I write Sensei back: “I know I’m overdue to join the advanced sessions; I am in transition after having just moved houses; work has picked up; life got busy.” It’s all true, but I know a part of me is still hanging onto the desire to sit and watch. It’s easier to do when I wasn’t yet qualified and didn’t have the choice of joining in. But Sensei has a no-nonsense attitude and presses me about it when I next see her. So on the following Monday, I join the meager Advanced group and clap to bow in to training a second time that night. Pushed pass the comfortable safety of the sidelines, I find myself encompassed by the yudansha training circle. The entire, vast mat is our playground; with just the five of us, we are not packed tightly like a regular, busy keiko, watching where we throw and land, keeping our training partners falling within the borders of the mat, trying not to slide off during a pin.
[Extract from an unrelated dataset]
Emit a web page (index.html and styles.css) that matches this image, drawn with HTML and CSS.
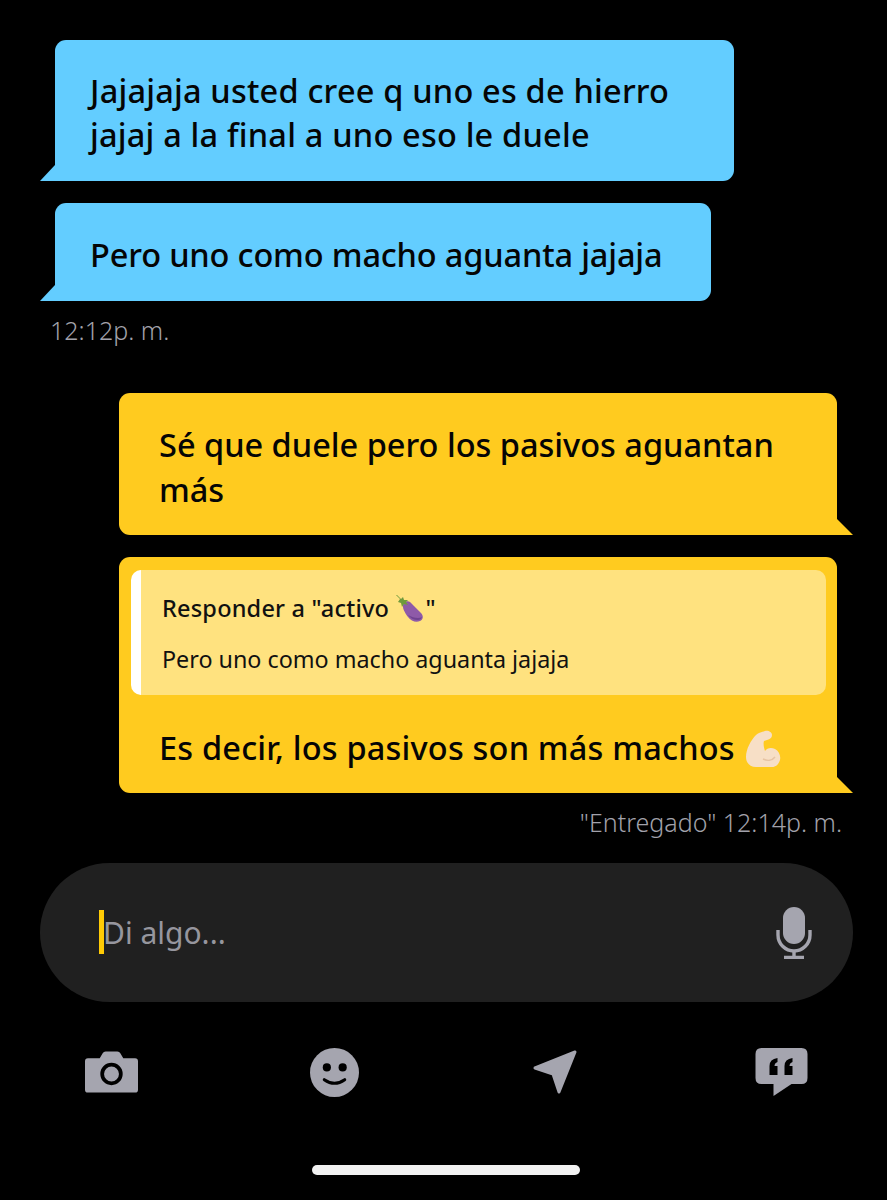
FILE: index.html
```html
<!DOCTYPE html>
<html lang="es">
<head>
<meta charset="utf-8">
<title>Chat</title>
<link rel="stylesheet" href="styles.css">
</head>
<body>
<main class="screen">
  <section class="thread">
    <div class="bubble in w1"><p class="msg">Jajajaja usted cree q uno es de hierro<br>jajaj a la final a uno eso le duele</p></div>
    <div class="bubble in w2"><p class="msg">Pero uno como macho aguanta jajaja</p></div>
    <div class="time time-in">12:12p. m.</div>

    <div class="bubble out w3"><p class="msg">Sé que duele pero los pasivos aguantan<br>más</p></div>
    <div class="bubble out w3 with-reply">
      <div class="reply">
        <div class="reply-title">Responder a "activo
          <svg class="emoji egg" viewBox="0 0 30 30"><path d="M9 9c3-3 6-2 8 1l9 9c3 3 2 7-1 8-4 2-9 0-12-4S6 13 9 9z" fill="#8e5aa8"/><path d="M13 21c2 3 6 5 10 5 2 0 3-1 4-3-3 2-9 1-14-2z" fill="#6f4390"/><path d="M2 1l4 4 2-2 1 3 4 0-2 2 2 3-4-1-2 3-1-4-3-1 2-3-4-4z" fill="#6f9a3c"/></svg>"</div>
        <div class="reply-text">Pero uno como macho aguanta jajaja</div>
      </div>
      <p class="msg reply-msg">Es decir, los pasivos son más machos
        <svg class="emoji arm" viewBox="0 0 36 38"><path d="M20 1c3-1 7 1 7 4 0 3-2 4-5 5l-3 1c-1 3 0 7 1 10 2-3 6-4 10-2 4 2 6 7 5 11-1 3-3 7-8 7H11C5 37 1 33 1 27 1 19 6 10 11 5c2-2 6-3 9-4z" fill="#f7dfc6"/><path d="M18 29c4 2 9 2 12-2" fill="none" stroke="#e6c4a4" stroke-width="1.500"/></svg></p>
    </div>
    <div class="time time-out">"Entregado" 12:14p. m.</div>
  </section>

  <div class="input">
    <div class="field"><span class="caret"></span><span class="placeholder">Di algo...</span></div>
    <svg class="mic" viewBox="0 0 36 52">
      <rect x="7" y="0" width="22" height="37" rx="11" fill="#a5a5af"/>
      <path d="M2 23v5a16 16 0 0 0 32 0v-5" fill="none" stroke="#a5a5af" stroke-width="3.400"/>
      <path d="M18 44v6M8 50.500h20" fill="none" stroke="#a5a5af" stroke-width="3.400"/>
    </svg>
  </div>

  <nav class="tools">
    <svg class="tool cam" viewBox="0 0 54 42">
      <path fill="#a5a5af" d="M3 7h12l3-5q1-2 3-2h12q2 0 3 2l3 5h12q3 0 3 3v29q0 3-3 3H3q-3 0-3-3V10q0-3 3-3z"/>
      <circle cx="27" cy="23" r="9.500" fill="#a5a5af" stroke="#000" stroke-width="3.800"/>
    </svg>
    <svg class="tool smile" viewBox="0 0 48 48">
      <circle cx="24" cy="24" r="24" fill="#a5a5af"/>
      <circle cx="16.500" cy="19" r="4" fill="#000"/>
      <circle cx="32" cy="19" r="4" fill="#000"/>
      <path d="M14 31q10 7 20 0" fill="none" stroke="#000" stroke-width="3" stroke-linecap="round"/>
    </svg>
    <svg class="tool nav" viewBox="0 0 46 46">
      <path d="M2 19 42 3 26 43 20 25z" fill="#a5a5af" stroke="#a5a5af" stroke-width="3" stroke-linejoin="round"/>
    </svg>
    <svg class="tool quote" viewBox="0 0 52 48">
      <path fill="#a5a5af" d="M6 0h40q6 0 6 6v24q0 6-6 6H36L18 48V36H6q-6 0-6-6V6q0-6 6-6z"/>
      <path fill="#000" d="M14 27V18q0-7 8-8v4q-3 1-3 4h3v9zM29 27V18q0-7 8-8v4q-3 1-3 4h3v9z"/>
    </svg>
  </nav>
  <div class="home-row"><span class="home"></span></div>
</main>
</body>
</html>
```
FILE: styles.css
```css
* { box-sizing: border-box; }
html, body { margin: 0; background: #000; }
.screen {
  width: 887px;
  height: 1200px;
  padding-top: 40px;
  font-family: "Noto Sans", "Liberation Sans", sans-serif;
  overflow: hidden;
}
.thread { display: flex; flex-direction: column; }
.bubble { position: relative; border-radius: 11px; color: #050505; }
.bubble::after { content: ""; position: absolute; bottom: 0; width: 15px; height: 16px; background: inherit; }
.in { background: #63cdff; margin-left: 55px; border-bottom-left-radius: 0; margin-bottom: 22px; }
.in::after { left: -15px; clip-path: polygon(100% 0, 100% 100%, 0 100%); }
.out { background: #ffcb1f; margin-left: 119px; border-bottom-right-radius: 0; margin-bottom: 22px; }
.out::after { right: -16px; width: 16px; clip-path: polygon(0 0, 100% 100%, 0 100%); }
.w1 { width: 679px; height: 141px; padding: 29px 0 0 35px; }
.w1 .msg { letter-spacing: .2px; line-height: 44px; }
.w2 { width: 656px; height: 98px; padding: 29px 0 0 35px; margin-bottom: 12px; }
.w2 .msg { letter-spacing: -.15px; }
.w3 { width: 718px; }
.out:not(.with-reply) { height: 142px; padding: 29px 0 0 40px; }
.with-reply { height: 236px; padding: 13px 11px 0 12px; margin-bottom: 12px; }
.msg { margin: 0; font-size: 32.500px; line-height: 45px; font-weight: 500; white-space: nowrap; }
.time { font-size: 25px; line-height: 34px; color: #a2a2ab; font-weight: 300; }
.time-in { margin: 0 0 46px 50px; }
.time-out { align-self: flex-end; margin-right: 45px; }
.reply {
  height: 125px;
  background: #ffe27f;
  border-left: 10px solid #fff;
  border-radius: 10px;
  padding: 21px 0 0 21px;
  color: #111;
}
.reply-title { font-size: 23.500px; line-height: 34px; font-weight: 500; white-space: nowrap; letter-spacing: .2px; }
.reply-text { font-size: 23.300px; line-height: 34px; margin-top: 17px; white-space: nowrap; }
.reply-msg { margin: 30px 0 0 28px; letter-spacing: .2px; }
.emoji { display: inline-block; vertical-align: middle; }
.egg { width: 30px; height: 30px; margin-top: -3px; }
.arm { width: 36px; height: 38px; margin-top: -4px; margin-left: 2px; }
.input {
  margin: 24px 0 0 40px;
  width: 813px;
  height: 139px;
  background: #202020;
  border-radius: 70px;
  display: flex;
  align-items: center;
  justify-content: space-between;
  padding: 0 41px 0 59px;
}
.field { display: flex; align-items: center; position: relative; }
.caret { position: absolute; left: 0; top: -6px; width: 5px; height: 44px; background: #ffcb05; }
.placeholder { font-size: 30px; line-height: 34px; color: #96969e; margin-left: 4px; font-weight: 400; }
.mic { width: 36px; height: 52px; }
.tools {
  display: flex;
  align-items: center;
  margin: 45px 0 0 85px;
  height: 50px;
}
.cam { width: 53px; height: 42px; }
.smile { width: 49px; height: 49px; margin-left: 172px; }
.nav { width: 46px; height: 46px; margin-left: 174px; }
.quote { width: 53px; height: 48px; margin-left: 176px; }
.home-row { display: flex; justify-content: center; margin-top: 68px; padding-left: 5px; }
.home { width: 268px; height: 10px; border-radius: 5px; background: #f2f2f2; }
```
And yet the advanced techniques are more refined, the spirals tighter, the circular footwork confined and neat.

For the most part of that first session, I struggle. I hear loud ki-ai’s and grunts and heavy thwacks of bodies on the mat as the more advanced students are training on the opposite end. I throw my full strength into a technique, trying to move my partner. The pace gets quicker, and I use the precious moments when a new technique is being demonstrated to sit in seiza and catch my breath. Even ikkyo becomes more intricate as Sensei points out the angles, showing how my sloppy movements can leave me wide open for a good punch to the ribs. She reiterates ma-ai, committed attacks, the importance of using my hips.

Life is changing. I just moved into the first house I ever bought, started managing the small team I’ve built at work over the past few years, and began the Advanced Training sessions. I am moving past being the middle child, starting to play with the big boys. And because these challenges are part of what makes a fulfilling life, I step off the sidelines, take my plunge into the Advanced circle, and ready myself in hanmi to face the next thing that comes at me.